Big Brother and your keystrokes

February 10

GUEST: Thom Hartmann, top rated progressive syndicated talk show host, and New York Times bestselling author of over 30 books, talks about his latest work, The Hidden History of Big Brother In America: How the death of privacy and the rise of surveillance threaten Us And Our Democracy.

The Hidden History of Big Brother In America

Activist Radio has been lucky enought to have Thom Hartmann on the program for a number of times over the last three years. This time we talked about the emerging surveillance state and how our democracy is withering under the assault of Big Tech.

Hartmann shows us the roots of Big Brother in the early history of our nation, from the whipping of Quakers, through the horrors of the slave trade. This background helps readers understand why search engines and other internet sources of personal data have become commodified and weaponized.
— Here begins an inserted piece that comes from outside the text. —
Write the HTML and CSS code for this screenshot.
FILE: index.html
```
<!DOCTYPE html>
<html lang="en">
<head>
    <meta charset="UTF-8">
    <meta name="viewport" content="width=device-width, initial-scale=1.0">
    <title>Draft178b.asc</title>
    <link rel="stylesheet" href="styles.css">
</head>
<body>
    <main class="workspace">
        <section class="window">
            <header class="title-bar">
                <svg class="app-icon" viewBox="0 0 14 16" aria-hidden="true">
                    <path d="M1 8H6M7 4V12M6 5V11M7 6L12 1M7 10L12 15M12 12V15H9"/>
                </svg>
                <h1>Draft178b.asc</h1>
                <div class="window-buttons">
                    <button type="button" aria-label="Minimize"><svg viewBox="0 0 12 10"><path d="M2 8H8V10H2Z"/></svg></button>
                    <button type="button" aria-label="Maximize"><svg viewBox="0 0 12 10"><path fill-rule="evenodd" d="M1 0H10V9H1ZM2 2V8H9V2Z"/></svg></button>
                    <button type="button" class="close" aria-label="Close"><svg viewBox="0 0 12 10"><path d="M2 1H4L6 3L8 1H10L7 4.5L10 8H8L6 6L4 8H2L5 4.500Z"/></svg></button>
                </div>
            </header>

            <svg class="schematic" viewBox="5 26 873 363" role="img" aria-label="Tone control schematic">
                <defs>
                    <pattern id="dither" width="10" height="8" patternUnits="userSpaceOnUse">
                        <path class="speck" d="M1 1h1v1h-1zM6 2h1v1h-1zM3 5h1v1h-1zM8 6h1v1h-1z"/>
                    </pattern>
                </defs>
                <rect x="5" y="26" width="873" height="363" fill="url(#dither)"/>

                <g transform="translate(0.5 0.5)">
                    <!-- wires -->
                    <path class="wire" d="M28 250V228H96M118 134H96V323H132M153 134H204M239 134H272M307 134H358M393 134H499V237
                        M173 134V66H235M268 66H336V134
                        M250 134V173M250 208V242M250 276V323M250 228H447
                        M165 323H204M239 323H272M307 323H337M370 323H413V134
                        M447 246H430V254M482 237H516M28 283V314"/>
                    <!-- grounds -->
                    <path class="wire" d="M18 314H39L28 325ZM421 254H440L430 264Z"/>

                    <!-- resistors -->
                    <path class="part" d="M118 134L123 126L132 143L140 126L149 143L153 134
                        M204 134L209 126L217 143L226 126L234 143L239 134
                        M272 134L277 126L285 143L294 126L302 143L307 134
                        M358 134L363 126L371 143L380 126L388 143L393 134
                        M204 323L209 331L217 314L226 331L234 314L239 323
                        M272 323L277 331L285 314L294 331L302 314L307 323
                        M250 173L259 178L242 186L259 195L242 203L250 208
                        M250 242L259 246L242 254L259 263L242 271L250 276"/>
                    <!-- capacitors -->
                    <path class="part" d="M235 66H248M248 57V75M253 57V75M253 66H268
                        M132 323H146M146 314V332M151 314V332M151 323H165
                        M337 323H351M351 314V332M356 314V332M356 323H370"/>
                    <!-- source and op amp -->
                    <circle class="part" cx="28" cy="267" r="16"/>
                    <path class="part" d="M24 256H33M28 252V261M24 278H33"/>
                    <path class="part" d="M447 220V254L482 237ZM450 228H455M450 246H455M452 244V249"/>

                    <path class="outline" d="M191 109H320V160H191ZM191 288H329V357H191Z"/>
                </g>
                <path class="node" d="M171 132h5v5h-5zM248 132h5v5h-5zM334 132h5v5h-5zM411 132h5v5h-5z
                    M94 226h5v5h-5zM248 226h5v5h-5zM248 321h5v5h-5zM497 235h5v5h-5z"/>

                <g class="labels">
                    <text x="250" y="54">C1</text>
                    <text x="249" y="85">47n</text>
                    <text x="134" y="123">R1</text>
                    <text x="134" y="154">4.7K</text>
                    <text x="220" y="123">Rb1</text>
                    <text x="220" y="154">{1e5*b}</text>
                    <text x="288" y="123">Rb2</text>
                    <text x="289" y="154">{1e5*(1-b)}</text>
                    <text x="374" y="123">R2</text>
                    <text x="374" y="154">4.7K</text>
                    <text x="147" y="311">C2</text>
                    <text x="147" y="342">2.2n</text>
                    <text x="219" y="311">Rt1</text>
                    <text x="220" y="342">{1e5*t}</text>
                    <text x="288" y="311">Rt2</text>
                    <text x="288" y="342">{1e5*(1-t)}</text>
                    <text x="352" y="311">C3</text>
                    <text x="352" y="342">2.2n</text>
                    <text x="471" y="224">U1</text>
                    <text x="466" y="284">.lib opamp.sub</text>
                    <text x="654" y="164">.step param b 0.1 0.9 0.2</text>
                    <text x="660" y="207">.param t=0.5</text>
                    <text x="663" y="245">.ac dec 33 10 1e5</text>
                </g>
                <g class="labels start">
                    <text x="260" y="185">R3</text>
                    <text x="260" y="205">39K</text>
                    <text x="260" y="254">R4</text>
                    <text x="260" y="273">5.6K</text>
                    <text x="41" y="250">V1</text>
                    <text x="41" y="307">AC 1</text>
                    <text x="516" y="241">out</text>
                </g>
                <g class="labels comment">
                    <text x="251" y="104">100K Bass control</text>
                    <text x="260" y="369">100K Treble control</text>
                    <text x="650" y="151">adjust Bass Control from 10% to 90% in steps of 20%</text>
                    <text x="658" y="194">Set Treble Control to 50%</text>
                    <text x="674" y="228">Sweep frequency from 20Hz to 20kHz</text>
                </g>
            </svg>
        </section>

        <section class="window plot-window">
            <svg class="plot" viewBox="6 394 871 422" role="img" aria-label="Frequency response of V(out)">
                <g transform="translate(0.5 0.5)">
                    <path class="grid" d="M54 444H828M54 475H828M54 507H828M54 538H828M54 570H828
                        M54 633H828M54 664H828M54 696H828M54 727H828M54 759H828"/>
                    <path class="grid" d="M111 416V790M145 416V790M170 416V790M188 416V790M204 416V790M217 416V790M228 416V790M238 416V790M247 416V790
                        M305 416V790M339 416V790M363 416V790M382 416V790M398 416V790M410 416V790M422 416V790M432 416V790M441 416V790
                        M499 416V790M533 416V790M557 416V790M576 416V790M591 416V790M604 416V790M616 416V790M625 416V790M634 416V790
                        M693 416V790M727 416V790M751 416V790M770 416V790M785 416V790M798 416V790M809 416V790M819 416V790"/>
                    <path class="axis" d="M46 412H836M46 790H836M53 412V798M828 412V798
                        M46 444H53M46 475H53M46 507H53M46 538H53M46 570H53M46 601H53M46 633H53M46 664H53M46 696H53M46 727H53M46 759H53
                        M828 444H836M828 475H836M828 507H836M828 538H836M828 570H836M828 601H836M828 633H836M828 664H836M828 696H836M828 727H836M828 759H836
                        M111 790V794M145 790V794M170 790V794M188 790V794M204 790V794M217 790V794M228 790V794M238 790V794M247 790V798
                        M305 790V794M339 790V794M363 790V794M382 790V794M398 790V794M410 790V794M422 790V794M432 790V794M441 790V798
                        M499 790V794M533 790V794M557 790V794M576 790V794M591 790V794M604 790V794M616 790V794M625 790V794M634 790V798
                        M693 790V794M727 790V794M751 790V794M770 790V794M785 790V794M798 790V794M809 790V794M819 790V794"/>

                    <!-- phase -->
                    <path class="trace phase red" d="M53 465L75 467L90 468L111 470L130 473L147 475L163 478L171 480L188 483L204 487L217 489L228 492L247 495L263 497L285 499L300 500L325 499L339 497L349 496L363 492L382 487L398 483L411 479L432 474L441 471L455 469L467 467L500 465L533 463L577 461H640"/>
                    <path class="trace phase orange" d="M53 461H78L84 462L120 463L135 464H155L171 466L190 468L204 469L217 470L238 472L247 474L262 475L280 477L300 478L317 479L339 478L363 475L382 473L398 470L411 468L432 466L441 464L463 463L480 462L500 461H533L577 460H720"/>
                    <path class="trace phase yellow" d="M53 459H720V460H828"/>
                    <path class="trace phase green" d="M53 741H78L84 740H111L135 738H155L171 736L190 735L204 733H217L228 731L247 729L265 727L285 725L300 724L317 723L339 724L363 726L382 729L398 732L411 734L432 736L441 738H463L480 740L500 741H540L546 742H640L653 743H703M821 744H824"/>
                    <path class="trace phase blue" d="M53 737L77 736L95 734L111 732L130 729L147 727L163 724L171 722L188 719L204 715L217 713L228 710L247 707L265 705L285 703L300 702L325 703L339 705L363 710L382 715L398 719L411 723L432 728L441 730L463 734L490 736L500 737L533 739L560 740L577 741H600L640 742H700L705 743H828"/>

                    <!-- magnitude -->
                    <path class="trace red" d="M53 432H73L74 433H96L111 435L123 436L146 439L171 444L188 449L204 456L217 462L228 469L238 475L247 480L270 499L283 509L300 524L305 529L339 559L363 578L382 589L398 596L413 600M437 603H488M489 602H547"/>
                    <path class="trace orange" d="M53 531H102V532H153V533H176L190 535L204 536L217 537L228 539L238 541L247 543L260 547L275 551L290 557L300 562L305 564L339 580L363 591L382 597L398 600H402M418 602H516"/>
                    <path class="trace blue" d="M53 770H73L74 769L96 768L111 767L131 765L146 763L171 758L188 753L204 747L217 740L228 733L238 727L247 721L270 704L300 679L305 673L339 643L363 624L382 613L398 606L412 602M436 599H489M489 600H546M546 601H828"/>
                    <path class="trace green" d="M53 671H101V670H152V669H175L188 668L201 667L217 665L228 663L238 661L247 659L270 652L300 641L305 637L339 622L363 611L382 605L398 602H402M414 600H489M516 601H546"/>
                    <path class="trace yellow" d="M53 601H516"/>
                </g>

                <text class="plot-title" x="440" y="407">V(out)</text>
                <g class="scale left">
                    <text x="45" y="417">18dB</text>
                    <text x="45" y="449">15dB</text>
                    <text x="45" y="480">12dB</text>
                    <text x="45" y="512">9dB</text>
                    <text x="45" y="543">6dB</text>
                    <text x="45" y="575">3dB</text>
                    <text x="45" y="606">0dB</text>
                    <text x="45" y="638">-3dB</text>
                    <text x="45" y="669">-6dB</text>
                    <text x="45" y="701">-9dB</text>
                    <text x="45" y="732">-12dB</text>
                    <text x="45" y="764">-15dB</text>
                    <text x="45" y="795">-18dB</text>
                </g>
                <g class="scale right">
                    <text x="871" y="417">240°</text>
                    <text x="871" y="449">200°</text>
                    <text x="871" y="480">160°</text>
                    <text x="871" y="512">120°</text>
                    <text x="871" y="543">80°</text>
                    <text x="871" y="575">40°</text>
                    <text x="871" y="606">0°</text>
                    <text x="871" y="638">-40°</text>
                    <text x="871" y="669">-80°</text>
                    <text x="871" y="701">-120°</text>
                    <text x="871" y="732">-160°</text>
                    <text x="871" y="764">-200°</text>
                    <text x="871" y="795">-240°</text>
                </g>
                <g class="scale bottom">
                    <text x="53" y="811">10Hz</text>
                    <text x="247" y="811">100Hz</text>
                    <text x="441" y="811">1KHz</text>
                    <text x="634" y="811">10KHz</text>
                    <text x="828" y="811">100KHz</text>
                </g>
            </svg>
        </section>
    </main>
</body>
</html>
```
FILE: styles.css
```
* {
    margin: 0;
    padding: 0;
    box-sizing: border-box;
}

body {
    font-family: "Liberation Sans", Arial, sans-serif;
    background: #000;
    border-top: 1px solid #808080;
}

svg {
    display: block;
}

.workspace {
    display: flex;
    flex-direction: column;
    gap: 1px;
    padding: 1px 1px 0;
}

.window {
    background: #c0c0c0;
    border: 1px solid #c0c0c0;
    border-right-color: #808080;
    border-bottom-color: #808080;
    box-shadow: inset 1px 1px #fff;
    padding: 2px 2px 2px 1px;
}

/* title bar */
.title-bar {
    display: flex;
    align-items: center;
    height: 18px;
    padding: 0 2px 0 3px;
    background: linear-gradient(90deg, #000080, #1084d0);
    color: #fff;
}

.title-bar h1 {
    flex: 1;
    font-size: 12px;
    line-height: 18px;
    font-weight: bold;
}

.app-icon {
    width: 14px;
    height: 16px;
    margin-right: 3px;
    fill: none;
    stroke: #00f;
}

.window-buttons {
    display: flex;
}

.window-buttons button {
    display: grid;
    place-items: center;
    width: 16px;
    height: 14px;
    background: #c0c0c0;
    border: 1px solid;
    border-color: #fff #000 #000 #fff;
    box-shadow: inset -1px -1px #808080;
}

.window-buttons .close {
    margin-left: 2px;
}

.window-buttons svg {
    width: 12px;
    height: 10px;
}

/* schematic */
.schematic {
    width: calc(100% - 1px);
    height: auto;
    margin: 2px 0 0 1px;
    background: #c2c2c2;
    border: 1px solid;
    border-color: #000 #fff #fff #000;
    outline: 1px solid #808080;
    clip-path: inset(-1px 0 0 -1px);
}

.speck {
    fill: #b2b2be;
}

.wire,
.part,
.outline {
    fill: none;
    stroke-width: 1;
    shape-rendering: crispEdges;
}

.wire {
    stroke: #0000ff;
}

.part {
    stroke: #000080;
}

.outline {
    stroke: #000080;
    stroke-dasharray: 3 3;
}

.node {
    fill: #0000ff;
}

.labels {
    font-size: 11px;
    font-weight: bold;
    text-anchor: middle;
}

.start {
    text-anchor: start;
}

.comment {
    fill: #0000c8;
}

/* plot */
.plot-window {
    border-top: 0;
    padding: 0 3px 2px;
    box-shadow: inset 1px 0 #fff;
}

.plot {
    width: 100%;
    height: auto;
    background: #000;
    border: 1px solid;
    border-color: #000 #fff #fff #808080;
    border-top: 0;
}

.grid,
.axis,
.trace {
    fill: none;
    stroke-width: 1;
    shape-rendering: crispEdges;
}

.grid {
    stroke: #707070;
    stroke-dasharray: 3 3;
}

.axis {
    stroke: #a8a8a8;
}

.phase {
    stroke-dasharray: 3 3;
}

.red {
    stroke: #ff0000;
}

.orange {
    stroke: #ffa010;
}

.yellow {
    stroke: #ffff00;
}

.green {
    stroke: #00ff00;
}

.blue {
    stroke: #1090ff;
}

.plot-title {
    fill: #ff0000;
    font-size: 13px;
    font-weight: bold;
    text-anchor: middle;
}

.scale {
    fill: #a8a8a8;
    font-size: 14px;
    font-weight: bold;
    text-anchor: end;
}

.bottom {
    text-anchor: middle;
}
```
Big Brother is a seeker of power, and in the internet age that means spying on all of us.

In fact, Orwell's novel 1984 employs a similar form of domestic spying, a two way TV screen in every room that is almost impossible to avoid. The internet goes about its spying in a much less obvious way. Simply by collecting every keystroke we do day after day, large corporations and our government can collect the minute by minute thought processes of almost everyone. Then comes AI (artificial intelligence) to make the data for each person into a whole, so that each of us can be studied and in the end manipulated. Some of the best thinkers of our time describe the power of AI as an existential threat to our species, in addition to being a tool to destroy our democracy. 
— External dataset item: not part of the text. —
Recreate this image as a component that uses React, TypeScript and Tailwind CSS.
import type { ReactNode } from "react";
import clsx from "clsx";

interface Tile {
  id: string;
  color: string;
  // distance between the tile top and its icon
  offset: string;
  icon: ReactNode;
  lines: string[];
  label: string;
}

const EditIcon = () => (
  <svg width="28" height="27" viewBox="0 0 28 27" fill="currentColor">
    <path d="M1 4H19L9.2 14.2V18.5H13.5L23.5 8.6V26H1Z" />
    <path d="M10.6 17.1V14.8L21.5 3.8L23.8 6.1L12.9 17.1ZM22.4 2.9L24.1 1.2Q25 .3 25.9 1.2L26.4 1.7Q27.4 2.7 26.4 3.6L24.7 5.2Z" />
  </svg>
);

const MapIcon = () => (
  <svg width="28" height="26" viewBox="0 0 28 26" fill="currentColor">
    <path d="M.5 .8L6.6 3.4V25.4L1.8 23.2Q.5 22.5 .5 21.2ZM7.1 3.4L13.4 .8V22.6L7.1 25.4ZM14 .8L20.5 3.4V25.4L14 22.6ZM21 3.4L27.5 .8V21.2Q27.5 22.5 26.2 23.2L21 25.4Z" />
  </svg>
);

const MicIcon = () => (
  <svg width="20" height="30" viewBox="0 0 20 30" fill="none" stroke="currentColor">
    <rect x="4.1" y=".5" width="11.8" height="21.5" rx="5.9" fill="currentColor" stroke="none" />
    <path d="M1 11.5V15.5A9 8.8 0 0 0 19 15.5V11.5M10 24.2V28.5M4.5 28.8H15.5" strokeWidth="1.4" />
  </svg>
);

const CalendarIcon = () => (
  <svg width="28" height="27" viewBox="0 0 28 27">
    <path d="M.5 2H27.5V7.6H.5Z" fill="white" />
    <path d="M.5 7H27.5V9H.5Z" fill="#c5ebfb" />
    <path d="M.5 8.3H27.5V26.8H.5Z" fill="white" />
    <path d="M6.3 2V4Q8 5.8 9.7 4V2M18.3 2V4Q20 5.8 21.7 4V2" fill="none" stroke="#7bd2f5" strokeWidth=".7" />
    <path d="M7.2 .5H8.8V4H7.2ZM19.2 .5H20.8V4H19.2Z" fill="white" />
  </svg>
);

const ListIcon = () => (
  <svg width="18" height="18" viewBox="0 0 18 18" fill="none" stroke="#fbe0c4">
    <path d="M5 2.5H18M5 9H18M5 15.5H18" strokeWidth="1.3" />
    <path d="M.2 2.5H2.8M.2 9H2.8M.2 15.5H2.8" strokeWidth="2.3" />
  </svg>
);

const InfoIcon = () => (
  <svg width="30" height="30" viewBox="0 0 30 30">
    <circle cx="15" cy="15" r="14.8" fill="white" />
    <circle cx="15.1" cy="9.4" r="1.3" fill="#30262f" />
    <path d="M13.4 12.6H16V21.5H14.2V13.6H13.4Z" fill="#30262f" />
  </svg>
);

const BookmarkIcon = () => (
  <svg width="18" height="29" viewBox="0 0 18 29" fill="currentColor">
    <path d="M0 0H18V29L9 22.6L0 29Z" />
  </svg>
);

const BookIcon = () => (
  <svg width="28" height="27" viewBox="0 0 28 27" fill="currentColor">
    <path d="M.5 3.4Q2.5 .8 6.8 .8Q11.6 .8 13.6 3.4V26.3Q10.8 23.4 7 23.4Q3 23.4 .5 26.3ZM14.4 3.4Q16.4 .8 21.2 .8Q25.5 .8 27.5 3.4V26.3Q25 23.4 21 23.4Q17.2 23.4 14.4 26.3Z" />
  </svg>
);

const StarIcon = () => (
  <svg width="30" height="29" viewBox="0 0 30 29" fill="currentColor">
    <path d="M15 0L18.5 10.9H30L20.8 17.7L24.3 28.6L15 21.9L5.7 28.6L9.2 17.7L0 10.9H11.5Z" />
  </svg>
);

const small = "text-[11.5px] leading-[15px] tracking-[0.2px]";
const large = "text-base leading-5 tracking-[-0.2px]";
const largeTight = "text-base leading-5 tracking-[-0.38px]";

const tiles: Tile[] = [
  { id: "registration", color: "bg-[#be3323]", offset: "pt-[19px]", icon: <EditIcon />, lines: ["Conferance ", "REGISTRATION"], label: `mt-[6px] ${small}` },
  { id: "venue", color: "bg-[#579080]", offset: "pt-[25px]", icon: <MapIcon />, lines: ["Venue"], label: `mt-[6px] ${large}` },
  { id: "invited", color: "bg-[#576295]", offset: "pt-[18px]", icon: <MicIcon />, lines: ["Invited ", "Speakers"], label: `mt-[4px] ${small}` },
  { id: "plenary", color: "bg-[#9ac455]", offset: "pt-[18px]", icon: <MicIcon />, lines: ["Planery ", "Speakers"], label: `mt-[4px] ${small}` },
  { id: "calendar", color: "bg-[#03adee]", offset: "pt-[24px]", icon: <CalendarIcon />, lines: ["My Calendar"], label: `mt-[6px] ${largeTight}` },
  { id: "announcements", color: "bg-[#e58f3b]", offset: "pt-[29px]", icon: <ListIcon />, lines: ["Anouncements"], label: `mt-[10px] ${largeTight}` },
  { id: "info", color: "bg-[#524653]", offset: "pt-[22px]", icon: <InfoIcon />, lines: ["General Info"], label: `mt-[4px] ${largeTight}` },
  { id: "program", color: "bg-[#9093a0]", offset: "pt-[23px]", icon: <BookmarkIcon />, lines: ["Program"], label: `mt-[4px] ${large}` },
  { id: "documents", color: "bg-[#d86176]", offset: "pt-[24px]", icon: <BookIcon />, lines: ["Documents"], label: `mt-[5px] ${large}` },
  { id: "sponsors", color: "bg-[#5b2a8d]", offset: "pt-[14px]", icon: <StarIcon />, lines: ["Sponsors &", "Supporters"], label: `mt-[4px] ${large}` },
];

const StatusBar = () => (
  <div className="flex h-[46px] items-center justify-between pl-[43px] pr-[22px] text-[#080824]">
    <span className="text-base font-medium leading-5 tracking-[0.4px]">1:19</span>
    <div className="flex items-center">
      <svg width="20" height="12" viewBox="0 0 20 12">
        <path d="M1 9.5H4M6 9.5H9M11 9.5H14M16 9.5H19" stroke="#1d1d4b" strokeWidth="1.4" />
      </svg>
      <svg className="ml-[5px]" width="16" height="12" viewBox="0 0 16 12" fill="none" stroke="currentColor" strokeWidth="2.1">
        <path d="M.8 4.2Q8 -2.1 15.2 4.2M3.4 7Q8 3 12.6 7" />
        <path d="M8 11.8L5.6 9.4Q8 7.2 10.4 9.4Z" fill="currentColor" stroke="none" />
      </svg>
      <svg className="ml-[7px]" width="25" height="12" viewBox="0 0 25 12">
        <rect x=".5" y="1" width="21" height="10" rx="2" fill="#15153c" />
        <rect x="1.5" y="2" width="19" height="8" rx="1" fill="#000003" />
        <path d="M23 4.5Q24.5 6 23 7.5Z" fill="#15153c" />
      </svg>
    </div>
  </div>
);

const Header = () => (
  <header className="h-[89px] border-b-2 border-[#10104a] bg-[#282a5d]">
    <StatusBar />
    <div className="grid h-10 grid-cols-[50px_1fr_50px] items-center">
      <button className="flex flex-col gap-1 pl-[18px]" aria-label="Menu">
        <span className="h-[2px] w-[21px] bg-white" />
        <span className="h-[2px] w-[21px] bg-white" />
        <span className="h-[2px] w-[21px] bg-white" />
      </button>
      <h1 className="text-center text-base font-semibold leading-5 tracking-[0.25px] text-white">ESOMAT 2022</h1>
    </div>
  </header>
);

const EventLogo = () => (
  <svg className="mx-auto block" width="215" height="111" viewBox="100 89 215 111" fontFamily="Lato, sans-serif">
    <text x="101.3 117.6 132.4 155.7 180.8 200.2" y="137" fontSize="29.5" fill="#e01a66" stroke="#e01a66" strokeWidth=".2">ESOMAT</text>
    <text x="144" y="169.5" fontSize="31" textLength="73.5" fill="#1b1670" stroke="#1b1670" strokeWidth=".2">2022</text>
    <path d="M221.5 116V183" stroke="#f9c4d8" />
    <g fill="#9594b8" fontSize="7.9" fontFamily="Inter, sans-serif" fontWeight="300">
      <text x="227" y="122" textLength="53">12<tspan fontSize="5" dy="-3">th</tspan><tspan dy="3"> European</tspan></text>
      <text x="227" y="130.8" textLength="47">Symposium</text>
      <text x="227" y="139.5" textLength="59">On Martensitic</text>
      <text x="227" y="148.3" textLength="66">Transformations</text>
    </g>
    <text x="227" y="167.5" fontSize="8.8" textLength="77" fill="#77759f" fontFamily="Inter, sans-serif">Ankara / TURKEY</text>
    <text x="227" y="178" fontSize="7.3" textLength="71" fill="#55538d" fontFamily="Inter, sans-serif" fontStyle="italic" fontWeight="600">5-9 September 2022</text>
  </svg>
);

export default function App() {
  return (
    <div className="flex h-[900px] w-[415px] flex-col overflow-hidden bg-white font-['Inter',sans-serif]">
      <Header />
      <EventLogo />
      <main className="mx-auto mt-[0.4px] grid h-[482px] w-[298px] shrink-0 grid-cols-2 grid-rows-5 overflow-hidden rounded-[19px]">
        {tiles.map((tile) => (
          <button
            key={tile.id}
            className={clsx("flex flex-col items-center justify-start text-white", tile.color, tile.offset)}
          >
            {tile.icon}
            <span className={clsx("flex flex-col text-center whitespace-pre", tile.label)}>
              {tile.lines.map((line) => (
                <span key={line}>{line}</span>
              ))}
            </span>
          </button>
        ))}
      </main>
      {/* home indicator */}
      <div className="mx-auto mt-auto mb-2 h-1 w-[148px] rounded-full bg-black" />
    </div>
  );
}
So instead of coming up with crazy ideas about vaccines putting computer chips in people's arms, we ought to be focusing on how to keep our internet lives out of the hands of corporations. It would make sense for AI to create these crazy conspiracies so that we don't hold corporations and our government accountable. For every battle about wearing masks, there is less attention being focused on the collection and manipulation of our data trails. But conspiracy theories have long been a tool of the state. Create enough crazy ideas and no one will be able to organize around anything. 

Read Thom Harmann's Hidden History to understand how we should be protecting our democracy in 2022.